Nadra Bank
- Company type: Public Joint-Stock Company
- Industry: banking, investment
- Founded: October 26, 1993
- Defunct: 4 June 2015
- Fate: liquidated by the National Bank of Ukraine after losing solvency
- Headquarters: Kyiv, Ukraine
- Services: Financial services
- Owner: Group DF (90%) Grenar Enterprises Ltd. (10%)
- Website: nadrabank.ua

= Nadra Bank =

Nadra Bank (Надра Банк) was one of the largest commercial banks in Ukraine. It was founded in October 1993, and had its headquarters in Kyiv. The Bank ranked among the largest banks in its category according to the classification of the National Bank of Ukraine and operated a network of 543 outlets throughout Ukraine.

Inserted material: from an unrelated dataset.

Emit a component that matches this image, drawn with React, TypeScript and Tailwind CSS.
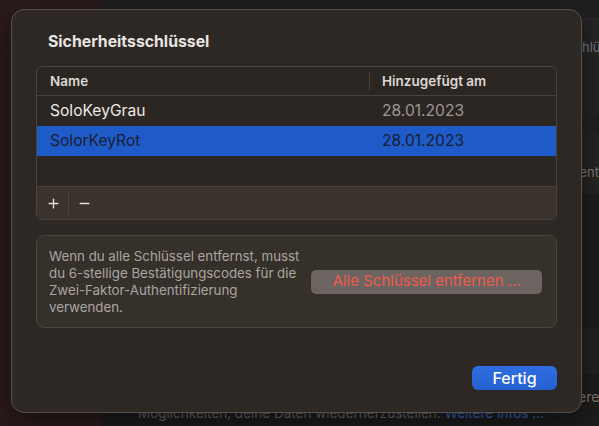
import { Plus, Minus } from 'lucide-react'

const keys = [
  { name: 'SoloKeyGrau', date: '28.01.2023', selected: false },
  { name: 'SolorKeyRot', date: '28.01.2023', selected: true },
]

function BackgroundWindow() {
  return (
    <div className="flex h-[426px] w-[599px] overflow-hidden font-['Inter',sans-serif] text-[13px]">
      <div className="w-[100px] shrink-0 bg-[#2b1b1c]" />
      <div className="flex flex-1 flex-col bg-[#1e1d1d]">
        <div className="h-[19px] shrink-0 border-b border-[#2a2828] bg-[#211f1f]" />
        <div className="flex flex-1 flex-col pl-[35px]">
          <div className="flex h-[95px] items-center overflow-hidden whitespace-nowrap bg-[#262525] pb-[38px] pl-[364px] text-[#7d7a79]">
            Sicherheitsschlüssel
          </div>
          <div className="h-[20px] bg-[#232222]" />
          <div className="flex h-[60px] items-center overflow-hidden whitespace-nowrap bg-[#262525] pt-[18px] pl-[382px] text-[#7d7a79]">
            Schlüssel entfernen
          </div>
          <div className="h-[135px] bg-[#1f1e1e]" />
          <div className="h-[45px] bg-[#232222]" />
          <div className="flex h-[52px] flex-col overflow-hidden whitespace-nowrap">
            <div className="pl-[414px] pt-[14px] text-[14px] leading-[17px] text-[#7d7a79]">Weitere</div>
            <div className="pl-[3px] text-[13.5px] leading-[17px] text-[#6f6c6b]">
              Möglichkeiten, deine Daten wiederherzustellen.{' '}
              <span className="text-[#3b6fc9]">Weitere Infos ...</span>
            </div>
          </div>
        </div>
      </div>
    </div>
  )
}

export default function App() {
  return (
    <div className="relative h-[426px] w-[599px] overflow-hidden bg-[#1e1d1d]">
      <BackgroundWindow />

      <div className="absolute left-[11px] top-[9px] flex h-[404px] w-[571px] flex-col rounded-[13px] border border-[#57504c] bg-[#2e2824] px-[24px] pt-[22px] font-['Inter',sans-serif] shadow-[0_10px_30px_rgba(0,0,0,0.5)]">
        <h1 className="ml-[12px] text-[15.8px] font-bold leading-[20px] text-[#e8e5e2]">Sicherheitsschlüssel</h1>

        <div className="mt-[14px] overflow-hidden rounded-[6px] border border-[#4a4440] bg-[#2c2622]">
          <div className="flex h-[29px] items-center border-b border-[#48423e] text-[13.5px] font-semibold text-[#dcd8d5]">
            <div className="flex h-full flex-1 items-center pl-[13px]">Name</div>
            <div className="h-[19px] w-px bg-[#48423e]" />
            <div className="w-[186px] pl-[12px]">Hinzugefügt am</div>
          </div>

          {keys.map((k) => (
            <div
              key={k.name}
              className={
                k.selected
                  ? 'flex h-[30px] items-center bg-[#1f5ac9] text-[15.6px] text-[#1a2030]'
                  : 'flex h-[30px] items-center text-[15.6px] text-[#ece9e6]'
              }
            >
              <div className="flex-1 pl-[13px]">{k.name}</div>
              <div className={k.selected ? 'w-[187px] pl-[13px]' : 'w-[187px] pl-[13px] text-[#9c9794]'}>{k.date}</div>
            </div>
          ))}

          <div className="h-[30px]" />

          <div className="flex h-[33px] items-center border-t border-[#48423e] bg-[#39322d] text-[#e2dfdc]">
            <button className="flex w-[31px] items-center justify-center pl-[1px]">
              <Plus size={15} strokeWidth={2.2} />
            </button>
            <div className="h-[23px] w-px bg-[#4d4641]" />
            <button className="flex w-[31px] items-center justify-center">
              <Minus size={15} strokeWidth={2.2} />
            </button>
          </div>
        </div>

        <div className="mt-[15px] flex h-[93px] items-center rounded-[8px] border border-[#4b4540] bg-[#36302b] pl-[12px] pr-[14px]">
          <p className="w-[264px] text-[13.3px] leading-[17px] text-[#aaa5a1]">
            Wenn du alle Schlüssel entfernst, musst
            <br />
            du 6-stellige Bestätigungscodes für die
            <br />
            Zwei-Faktor-Authentifizierung
            <br />
            verwenden.
          </p>
          <button className="ml-auto h-[24px] w-[232px] rounded-[5px] bg-[#6b6460] text-[15px] text-[#ef5b4d]">
            Alle Schlüssel entfernen ...
          </button>
        </div>

        <div className="mt-[38px] flex justify-end">
          <button className="h-[24px] w-[85px] rounded-[6px] bg-gradient-to-b from-[#2f6de0] to-[#2561d2] text-[16px] font-medium text-white">
            Fertig
          </button>
        </div>
      </div>
    </div>
  )
}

Nadra Bank was one of the three of top-20 Ukrainian banks which went into receivership during the 2008 financial crisis. Temporary administration at Nadra Bank (introduced in February 2009), was withdrawn in August 2011 with a new strategic investor, Dmytro Firtash, acquiring an 89.97% stake and injecting ₴ 3.5bn ($440m) of capital. The government did not participate in recapitalizing Nadra.

The bank was declared insolvent in February 2015. On 4 June 2015 the National Bank of Ukraine revoked its banking license and liquidated the bank.